■ **Stated goal**: Scan the data below for the string "index". Show every line where it turns up.

-- Start --

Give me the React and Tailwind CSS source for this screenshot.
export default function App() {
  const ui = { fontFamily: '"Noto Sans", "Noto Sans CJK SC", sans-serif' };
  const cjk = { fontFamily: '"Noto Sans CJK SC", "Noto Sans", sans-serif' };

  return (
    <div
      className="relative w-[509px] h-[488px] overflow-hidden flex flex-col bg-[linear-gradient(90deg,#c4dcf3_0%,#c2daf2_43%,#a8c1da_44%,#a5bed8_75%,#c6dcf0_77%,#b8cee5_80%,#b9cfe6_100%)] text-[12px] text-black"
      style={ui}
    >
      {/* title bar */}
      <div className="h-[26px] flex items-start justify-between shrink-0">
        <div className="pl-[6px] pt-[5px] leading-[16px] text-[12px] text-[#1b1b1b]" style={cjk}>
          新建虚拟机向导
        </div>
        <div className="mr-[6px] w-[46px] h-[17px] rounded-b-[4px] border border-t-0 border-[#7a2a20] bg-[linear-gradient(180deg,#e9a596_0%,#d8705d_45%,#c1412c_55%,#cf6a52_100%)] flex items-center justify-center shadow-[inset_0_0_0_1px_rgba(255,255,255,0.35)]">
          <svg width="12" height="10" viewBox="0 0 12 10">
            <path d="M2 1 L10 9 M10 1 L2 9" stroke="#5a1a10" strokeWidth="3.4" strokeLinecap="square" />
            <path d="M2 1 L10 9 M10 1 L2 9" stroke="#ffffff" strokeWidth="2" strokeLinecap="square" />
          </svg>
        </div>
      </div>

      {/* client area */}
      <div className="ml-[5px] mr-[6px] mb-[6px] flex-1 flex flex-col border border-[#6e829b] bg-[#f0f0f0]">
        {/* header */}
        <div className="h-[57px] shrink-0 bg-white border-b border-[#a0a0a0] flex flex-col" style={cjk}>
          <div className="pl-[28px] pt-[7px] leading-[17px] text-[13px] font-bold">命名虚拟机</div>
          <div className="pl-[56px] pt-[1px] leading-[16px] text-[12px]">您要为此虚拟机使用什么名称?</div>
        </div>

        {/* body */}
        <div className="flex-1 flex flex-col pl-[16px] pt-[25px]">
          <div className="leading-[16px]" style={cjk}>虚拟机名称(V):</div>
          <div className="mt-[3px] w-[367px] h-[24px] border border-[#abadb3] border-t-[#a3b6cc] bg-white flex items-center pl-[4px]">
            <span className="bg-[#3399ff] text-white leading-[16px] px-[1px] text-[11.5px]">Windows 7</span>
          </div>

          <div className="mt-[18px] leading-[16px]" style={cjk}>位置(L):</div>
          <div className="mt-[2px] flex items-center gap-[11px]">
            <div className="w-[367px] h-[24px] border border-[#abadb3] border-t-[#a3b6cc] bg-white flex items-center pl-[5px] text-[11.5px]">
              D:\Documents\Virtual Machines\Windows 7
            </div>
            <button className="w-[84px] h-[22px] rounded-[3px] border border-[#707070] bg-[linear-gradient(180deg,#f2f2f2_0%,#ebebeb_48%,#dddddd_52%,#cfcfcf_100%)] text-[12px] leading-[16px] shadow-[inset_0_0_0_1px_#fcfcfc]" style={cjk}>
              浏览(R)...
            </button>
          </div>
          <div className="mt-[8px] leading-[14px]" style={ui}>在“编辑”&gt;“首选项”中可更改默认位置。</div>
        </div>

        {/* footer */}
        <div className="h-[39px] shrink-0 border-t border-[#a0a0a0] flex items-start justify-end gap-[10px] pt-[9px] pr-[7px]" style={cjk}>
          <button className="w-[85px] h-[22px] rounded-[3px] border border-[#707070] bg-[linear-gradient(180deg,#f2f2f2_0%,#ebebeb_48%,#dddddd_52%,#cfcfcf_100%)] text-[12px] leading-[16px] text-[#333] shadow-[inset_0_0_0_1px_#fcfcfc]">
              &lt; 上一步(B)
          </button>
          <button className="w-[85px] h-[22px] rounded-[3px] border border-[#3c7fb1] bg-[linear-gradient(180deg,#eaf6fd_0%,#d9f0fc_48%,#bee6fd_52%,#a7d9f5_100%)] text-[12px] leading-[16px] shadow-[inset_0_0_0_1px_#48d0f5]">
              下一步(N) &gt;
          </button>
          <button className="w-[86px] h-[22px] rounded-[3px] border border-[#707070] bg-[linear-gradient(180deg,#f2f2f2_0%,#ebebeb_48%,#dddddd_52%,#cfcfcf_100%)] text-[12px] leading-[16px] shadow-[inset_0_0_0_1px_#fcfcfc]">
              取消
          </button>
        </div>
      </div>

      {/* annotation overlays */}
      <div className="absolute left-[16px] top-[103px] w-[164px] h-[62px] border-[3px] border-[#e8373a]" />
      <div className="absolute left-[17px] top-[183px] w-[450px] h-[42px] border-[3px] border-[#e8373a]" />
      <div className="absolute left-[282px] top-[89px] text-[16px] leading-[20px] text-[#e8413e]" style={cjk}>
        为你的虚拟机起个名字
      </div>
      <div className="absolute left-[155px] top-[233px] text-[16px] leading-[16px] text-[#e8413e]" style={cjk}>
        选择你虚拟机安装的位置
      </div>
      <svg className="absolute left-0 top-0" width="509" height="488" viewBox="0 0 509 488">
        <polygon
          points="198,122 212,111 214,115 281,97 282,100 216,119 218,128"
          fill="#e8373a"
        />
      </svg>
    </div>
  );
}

-- End --
-- Start --

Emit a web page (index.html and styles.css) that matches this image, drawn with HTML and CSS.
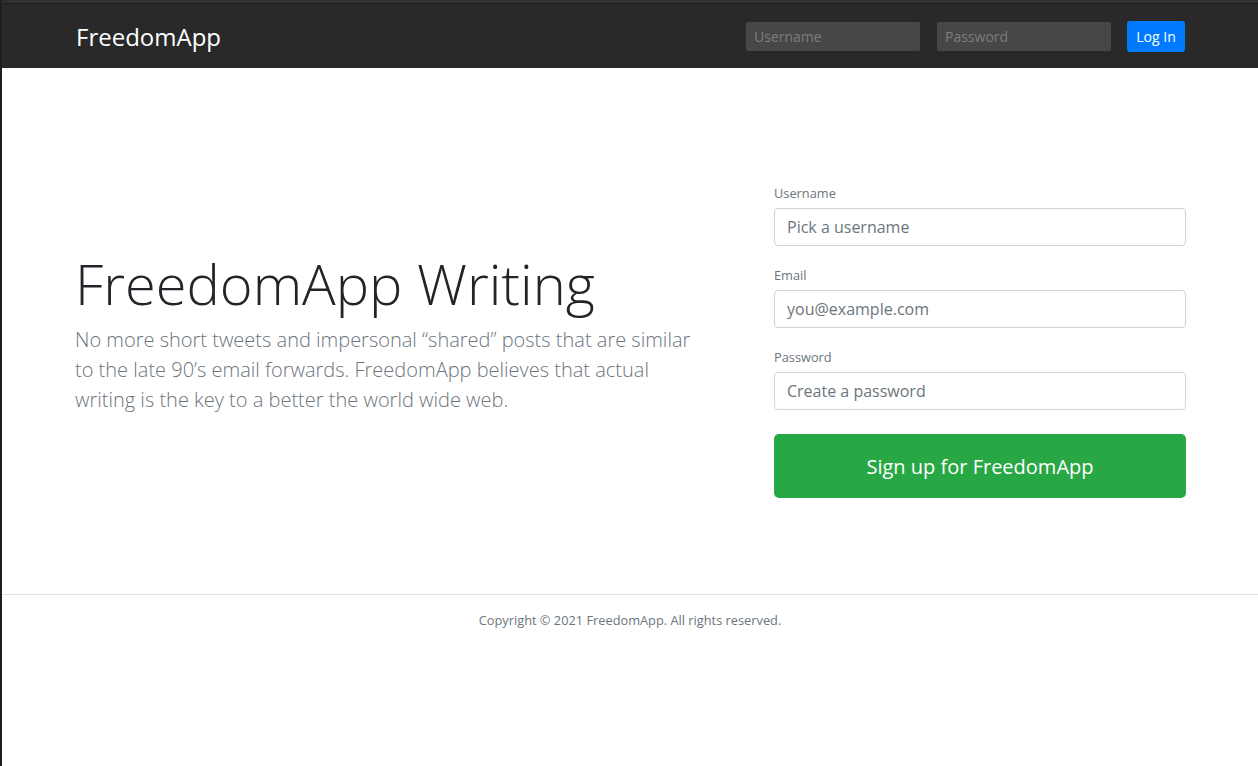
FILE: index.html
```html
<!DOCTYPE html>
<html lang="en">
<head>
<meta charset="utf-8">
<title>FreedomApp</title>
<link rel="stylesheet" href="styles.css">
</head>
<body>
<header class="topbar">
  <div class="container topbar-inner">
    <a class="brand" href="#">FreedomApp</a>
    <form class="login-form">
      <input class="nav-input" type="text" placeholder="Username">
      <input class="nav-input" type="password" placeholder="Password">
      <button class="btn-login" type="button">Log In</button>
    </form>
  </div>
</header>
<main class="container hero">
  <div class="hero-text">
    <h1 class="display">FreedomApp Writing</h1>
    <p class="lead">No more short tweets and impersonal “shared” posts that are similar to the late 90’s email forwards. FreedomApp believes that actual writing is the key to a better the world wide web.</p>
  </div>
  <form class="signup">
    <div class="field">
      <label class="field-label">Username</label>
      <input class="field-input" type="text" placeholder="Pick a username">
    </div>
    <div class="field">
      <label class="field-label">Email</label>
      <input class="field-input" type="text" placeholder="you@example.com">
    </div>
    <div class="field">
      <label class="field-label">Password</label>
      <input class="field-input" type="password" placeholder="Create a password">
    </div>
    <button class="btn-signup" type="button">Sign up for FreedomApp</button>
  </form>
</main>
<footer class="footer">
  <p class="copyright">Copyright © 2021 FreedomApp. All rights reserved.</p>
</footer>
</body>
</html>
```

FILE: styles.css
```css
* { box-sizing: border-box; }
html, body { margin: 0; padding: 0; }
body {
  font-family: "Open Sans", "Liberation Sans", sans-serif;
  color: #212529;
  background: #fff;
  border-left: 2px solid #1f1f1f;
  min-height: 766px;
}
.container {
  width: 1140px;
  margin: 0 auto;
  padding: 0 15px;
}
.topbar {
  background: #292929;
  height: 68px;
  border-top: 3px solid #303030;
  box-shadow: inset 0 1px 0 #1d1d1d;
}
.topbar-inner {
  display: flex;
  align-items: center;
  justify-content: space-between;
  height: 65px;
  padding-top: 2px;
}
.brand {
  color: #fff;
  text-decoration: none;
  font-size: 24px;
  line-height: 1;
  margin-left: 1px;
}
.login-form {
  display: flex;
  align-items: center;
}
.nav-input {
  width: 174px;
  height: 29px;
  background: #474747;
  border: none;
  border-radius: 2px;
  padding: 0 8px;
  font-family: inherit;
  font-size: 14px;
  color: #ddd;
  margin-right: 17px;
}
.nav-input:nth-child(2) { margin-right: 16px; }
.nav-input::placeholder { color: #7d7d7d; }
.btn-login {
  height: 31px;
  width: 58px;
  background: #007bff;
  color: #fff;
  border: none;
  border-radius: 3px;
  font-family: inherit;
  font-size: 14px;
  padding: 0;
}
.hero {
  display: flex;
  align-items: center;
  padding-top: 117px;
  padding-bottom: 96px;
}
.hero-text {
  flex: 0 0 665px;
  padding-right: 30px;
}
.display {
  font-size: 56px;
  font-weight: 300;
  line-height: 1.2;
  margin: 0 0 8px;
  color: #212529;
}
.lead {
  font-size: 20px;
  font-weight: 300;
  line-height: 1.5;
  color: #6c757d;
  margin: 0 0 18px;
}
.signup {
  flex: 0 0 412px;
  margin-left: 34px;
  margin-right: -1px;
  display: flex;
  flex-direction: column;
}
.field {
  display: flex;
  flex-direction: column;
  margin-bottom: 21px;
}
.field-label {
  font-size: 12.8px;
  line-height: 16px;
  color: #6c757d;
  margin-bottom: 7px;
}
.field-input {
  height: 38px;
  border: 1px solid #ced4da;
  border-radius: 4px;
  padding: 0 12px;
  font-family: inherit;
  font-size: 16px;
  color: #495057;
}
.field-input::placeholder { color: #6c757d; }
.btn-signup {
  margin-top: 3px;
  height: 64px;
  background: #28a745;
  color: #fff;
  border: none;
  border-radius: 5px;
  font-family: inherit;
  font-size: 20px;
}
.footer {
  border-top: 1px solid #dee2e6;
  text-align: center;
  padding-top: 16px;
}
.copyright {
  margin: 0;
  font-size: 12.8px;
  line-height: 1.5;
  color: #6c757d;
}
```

-- End --

■ **Correct result**:
Emit a web page (index.html and styles.css) that matches this image, drawn with HTML and CSS.
FILE: index.html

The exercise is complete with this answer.